Francisco explica que o manejo das abelhas exige cuidado, especialmente durante o período seco. “A gente alimenta as colmeias até chegar o inverno, quando elas voltam a coletar o próprio alimento na natureza. É um trabalho de paciência e de respeito com o ciclo da vida.”

Para Renato Araújo, assessor técnico do ISPN, a meliponicultura é um exemplo de como a conservação ambiental pode caminhar junto com o desenvolvimento local. “A pessoa que cria abelhas vira protetora da natureza. Ela não quer que queimem nem desmatem, porque sabe que isso acaba com a florada”, explica. “Nosso trabalho é fortalecer atividades econômicas compatíveis com a conservação. Quando a comunidade se envolve, todo mundo ganha, inclusive o meio ambiente.”

Francisco apresenta o meliponário da Associação de Apicultores de Paramoti (CE). Foto: Camila Araujo/Acervo ISPN

Airton Matheus, conhecido como Tino, é secretário de Desenvolvimento Agrário e vice-prefeito de Paramoti. Ele acompanha de perto o impacto do projeto no município.

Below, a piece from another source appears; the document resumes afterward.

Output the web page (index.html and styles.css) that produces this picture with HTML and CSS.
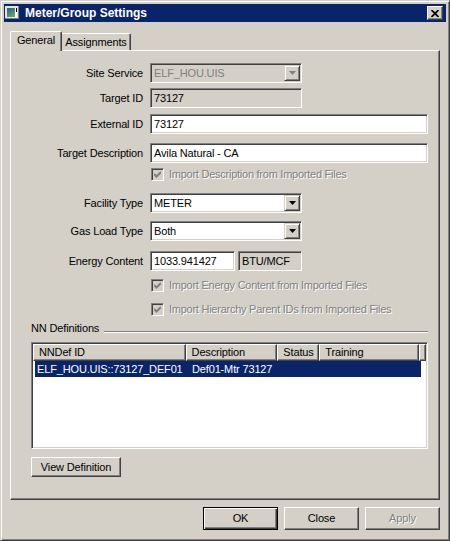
FILE: index.html
```html
<!DOCTYPE html>
<html>
<head>
<meta charset="utf-8">
<title>Meter/Group Settings</title>
<link rel="stylesheet" href="styles.css">
</head>
<body>
<div class="window">
  <div class="titlebar">
    <svg class="app-icon" width="16" height="16" viewBox="0 0 16 16">
      <defs>
        <linearGradient id="ig" x1="0" y1="0" x2="0.6" y2="1">
          <stop offset="0" stop-color="#2c5a86"/>
          <stop offset="1" stop-color="#5da863"/>
        </linearGradient>
      </defs>
      <rect x="0" y="0" width="14" height="13" fill="#e6e4e0"/>
      <rect x="0" y="12" width="14" height="1" fill="#808080"/>
      <rect x="13" y="0" width="1" height="13" fill="#808080"/>
      <rect x="2" y="2" width="8" height="9" fill="url(#ig)"/>
      <rect x="10" y="2" width="2" height="9" fill="#ffffff"/>
      <rect x="11" y="2" width="1" height="4" fill="#000000"/>
    </svg>
    <span class="title">Meter/Group Settings</span>
    <div class="close-btn">
      <svg width="8" height="7" viewBox="0 0 8 7"><path d="M0.5 0 L7.5 7 M7.5 0 L0.5 7" stroke="#000" stroke-width="1.7" fill="none"/></svg>
    </div>
  </div>

  <div class="tabs">
    <div class="tab tab-active">General</div>
    <div class="tab tab-inactive">Assignments</div>
  </div>

  <div class="panel">
    <div class="row">
      <span class="lbl">Site Service</span>
      <div class="field combo ro w-short">
        <span class="txt-disabled">ELF_HOU.UIS</span>
        <span class="drop"><svg width="7" height="4" viewBox="0 0 7 4"><polygon points="0,0 7,0 3.5,4" fill="#808080"/></svg></span>
      </div>
    </div>
    <div class="row mt-5">
      <span class="lbl">Target ID</span>
      <div class="field ro w-short">73127</div>
    </div>
    <div class="row mt-6">
      <span class="lbl">External ID</span>
      <div class="field w-long">73127</div>
    </div>
    <div class="row mt-9">
      <span class="lbl">Target Description</span>
      <div class="field w-long">Avila Natural - CA</div>
    </div>
    <div class="chk-row mt-5">
      <span class="chk"><svg width="7" height="7" viewBox="0 0 7 7"><polyline points="0,3 2.5,5.5 7,1" fill="none" stroke="#808080" stroke-width="2.1"/></svg></span>
      <span class="chk-label">Import Description from Imported Files</span>
    </div>
    <div class="row mt-12">
      <span class="lbl">Facility Type</span>
      <div class="field combo w-short">
        <span>METER</span>
        <span class="drop"><svg width="7" height="4" viewBox="0 0 7 4"><polygon points="0,0 7,0 3.5,4" fill="#000"/></svg></span>
      </div>
    </div>
    <div class="row mt-8">
      <span class="lbl">Gas Load Type</span>
      <div class="field combo w-short">
        <span>Both</span>
        <span class="drop"><svg width="7" height="4" viewBox="0 0 7 4"><polygon points="0,0 7,0 3.5,4" fill="#000"/></svg></span>
      </div>
    </div>
    <div class="row mt-10">
      <span class="lbl">Energy Content</span>
      <div class="field w-energy">1033.941427</div>
      <div class="field ro w-unit">BTU/MCF</div>
    </div>
    <div class="chk-row mt-8">
      <span class="chk"><svg width="7" height="7" viewBox="0 0 7 7"><polyline points="0,3 2.5,5.5 7,1" fill="none" stroke="#808080" stroke-width="2.1"/></svg></span>
      <span class="chk-label">Import Energy Content from Imported Files</span>
    </div>
    <div class="chk-row mt-11">
      <span class="chk"><svg width="7" height="7" viewBox="0 0 7 7"><polyline points="0,3 2.5,5.5 7,1" fill="none" stroke="#808080" stroke-width="2.1"/></svg></span>
      <span class="chk-label">Import Hierarchy Parent IDs from Imported Files</span>
    </div>

    <div class="group-head mt-6">
      <span class="group-title">NN Definitions</span>
      <span class="group-line"></span>
    </div>

    <div class="list mt-7">
      <div class="lv-head">
        <div class="lv-col c1">NNDef ID</div>
        <div class="lv-col c2">Description</div>
        <div class="lv-col c3">Status</div>
        <div class="lv-col c4">Training</div>
        <div class="lv-col c5"></div>
      </div>
      <div class="lv-row selected">
        <div class="lv-cell c1">ELF_HOU.UIS::73127_DEF01</div>
        <div class="lv-cell c2">Def01-Mtr 73127</div>
      </div>
    </div>

    <div class="btn btn-view mt-8">View Definition</div>
  </div>

  <div class="footer">
    <div class="btn btn-foot btn-default">OK</div>
    <div class="btn btn-foot">Close</div>
    <div class="btn btn-foot btn-disabled">Apply</div>
  </div>
</div>
</body>
</html>
```

FILE: styles.css
```css
* { box-sizing: border-box; }

body {
  margin: 0;
  font-family: "Liberation Sans", Arial, sans-serif;
  font-size: 11px;
  letter-spacing: -0.15px;
  line-height: 13px;
  color: #000;
  background: #d4d0c8;
}

.window {
  width: 450px;
  height: 541px;
  background: #d4d0c8;
  border: 1px solid;
  border-color: #d4d0c8 #404040 #404040 #d4d0c8;
  box-shadow: inset 1px 1px #fff, inset -1px -1px #808080;
  padding: 3px;
  display: flex;
  flex-direction: column;
}

/* Title bar */
.titlebar {
  height: 18px;
  flex-shrink: 0;
  background: #0a246a;
  display: flex;
  align-items: center;
}
.app-icon { margin-left: 1px; margin-top: 1px; flex-shrink: 0; }
.title {
  margin-left: 4px;
  color: #fff;
  font-weight: bold;
  font-size: 12px;
  letter-spacing: 0;
}
.close-btn {
  margin-left: auto;
  margin-right: 3px;
  width: 16px;
  height: 14px;
  background: #d4d0c8;
  border: 1px solid;
  border-color: #fff #404040 #404040 #fff;
  box-shadow: inset -1px -1px #808080;
  display: flex;
  align-items: center;
  justify-content: center;
}

/* Tabs */
.tabs {
  display: flex;
  align-items: flex-end;
  height: 20px;
  margin-top: 9px;
  margin-left: 6px;
  position: relative;
  z-index: 1;
}
.tab {
  background: #d4d0c8;
  display: flex;
  align-items: center;
  justify-content: center;
}
.tab-active {
  width: 52px;
  height: 20px;
  border-left: 1px solid #fff;
  border-top: 1px solid #fff;
  border-right: 1px solid #404040;
  box-shadow: inset -1px 0 #808080;
  padding-bottom: 2px;
  border-radius: 2px 2px 0 0;
}
.tab-inactive {
  width: 69px;
  height: 17px;
  margin-bottom: 1px;
  border-top: 1px solid #fff;
  border-right: 1px solid #404040;
  box-shadow: inset -1px 0 #808080;
  border-radius: 0 2px 0 0;
}

/* Panel */
.panel {
  margin-top: -1px;
  margin-left: 6px;
  width: 430px;
  height: 450px;
  flex-shrink: 0;
  border: 1px solid;
  border-color: #fff #404040 #404040 #fff;
  box-shadow: inset -1px -1px #808080;
  padding-top: 12px;
  display: flex;
  flex-direction: column;
}

.mt-5 { margin-top: 5px; }
.mt-6 { margin-top: 6px; }
.mt-7 { margin-top: 7px; }
.mt-8 { margin-top: 8px; }
.mt-9 { margin-top: 9px; }
.mt-10 { margin-top: 10px; }
.mt-11 { margin-top: 11px; }
.mt-12 { margin-top: 12px; }

.row {
  display: flex;
  align-items: center;
  height: 20px;
  flex-shrink: 0;
}
.lbl {
  width: 132px;
  margin-right: 7px;
  text-align: right;
}

.field {
  height: 20px;
  background: #fff;
  border: 1px solid;
  border-color: #808080 #fff #fff #808080;
  box-shadow: inset 1px 1px #404040, inset -1px -1px #d4d0c8;
  padding: 0 3px;
  display: flex;
  align-items: center;
  white-space: nowrap;
}
.ro { background: #d4d0c8; }
.w-short { width: 152px; }
.w-long { width: 278px; }
.w-energy { width: 85px; }
.w-unit { width: 64px; margin-left: 3px; }

.combo { padding-right: 1px; }
.txt-disabled { color: #808080; }
.drop {
  margin-left: auto;
  width: 16px;
  height: 16px;
  background: #d4d0c8;
  border: 1px solid;
  border-color: #d4d0c8 #404040 #404040 #d4d0c8;
  box-shadow: inset 1px 1px #fff, inset -1px -1px #808080;
  display: flex;
  align-items: center;
  justify-content: center;
}

/* Checkboxes */
.chk-row {
  display: flex;
  align-items: center;
  height: 13px;
  margin-left: 140px;
  flex-shrink: 0;
}
.chk {
  width: 13px;
  height: 13px;
  flex-shrink: 0;
  background: #d4d0c8;
  border: 1px solid;
  border-color: #808080 #fff #fff #808080;
  box-shadow: inset 1px 1px #404040, inset -1px -1px #d4d0c8;
  display: flex;
  align-items: center;
  justify-content: center;
}
.chk-label {
  margin-left: 5px;
  color: #808080;
  text-shadow: 1px 1px 0 #fff;
  white-space: nowrap;
  letter-spacing: -0.25px;
}

/* Group */
.group-head {
  display: flex;
  height: 13px;
  margin-left: 20px;
  width: 397px;
  flex-shrink: 0;
}
.group-line {
  flex: 1;
  margin-left: 5px;
  margin-top: 9px;
  height: 2px;
  border-top: 1px solid #808080;
  border-bottom: 1px solid #fff;
}

/* List view */
.list {
  margin-left: 20px;
  width: 397px;
  height: 107px;
  flex-shrink: 0;
  background: #fff;
  border: 1px solid;
  border-color: #808080 #fff #fff #808080;
  box-shadow: inset 1px 1px #404040, inset -1px -1px #d4d0c8;
  padding: 1px;
}
.lv-head {
  display: flex;
  height: 17px;
}
.lv-col {
  height: 17px;
  background: #d4d0c8;
  border: 1px solid;
  border-color: #fff #404040 #404040 #fff;
  box-shadow: inset -1px -1px #808080;
  padding-left: 5px;
  display: flex;
  align-items: center;
  white-space: nowrap;
}
.lv-col.c1 { width: 153px; }
.lv-col.c2 { width: 92px; }
.lv-col.c3 { width: 42px; }
.lv-col.c4 { width: 100px; }
.lv-col.c5 { flex: 1; }

.lv-row {
  display: flex;
  align-items: center;
  margin-left: 2px;
  width: 386px;
  height: 16px;
}
.selected { background: #0a246a; color: #fff; }
.lv-cell.c1 { width: 151px; padding-left: 2px; white-space: nowrap; }
.lv-cell.c2 { padding-left: 6px; white-space: nowrap; }

/* Buttons */
.btn {
  background: #d4d0c8;
  border: 1px solid;
  border-color: #fff #404040 #404040 #fff;
  box-shadow: inset -1px -1px #808080;
  display: flex;
  align-items: center;
  justify-content: center;
  white-space: nowrap;
}
.btn-view {
  margin-left: 20px;
  width: 90px;
  height: 20px;
  flex-shrink: 0;
}
.footer {
  display: flex;
  justify-content: flex-end;
  gap: 6px;
  margin-top: 7px;
  padding-right: 6px;
}
.btn-foot { width: 75px; height: 23px; }
.btn-default {
  border-color: #000;
  box-shadow: inset 1px 1px #fff, inset -1px -1px #404040, inset -2px -2px #808080;
}
.btn-disabled {
  color: #808080;
  text-shadow: 1px 1px 0 #fff;
}
```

“A associação de apicultores existe desde 1998, e a meliponicultura veio somar forças. É uma nova atividade que gera renda e ajuda a conservar o ecossistema”, afirma. “A ideia é ampliar ainda mais essa produção e fortalecer o mel da jandaíra como um símbolo do nosso sertão.”

As abelhas nativas são responsáveis pela polinização de 90% das plantas com flores e de cerca de 65% dos alimentos consumidos no mundo. No Ceará, o trabalho coletivo de agricultores, pesquisadores e instituições parceiras está ajudando a garantir que elas continuem cumprindo esse papel vital.

Do zumbido leve das jandaíras ao mel dourado que chega às feiras e mercados locais, o projeto Néctar do Sertão mostra que é possível florescer em parceria com a natureza — e que o sertão, quando bem cuidado, é mesmo um lugar fértil de vida, saberes e esperança.

O projeto Néctar do Sertão é uma iniciativa da Agência de Desenvolvimento Econômico Local (ADEL) com apoio do Fundo Ecos, do ISPN, e recursos do GEF, em parceria com o PNUD. Esse é o terceiro projeto da ADEL com o Fundo Ecos (2013, 2015 e 2024).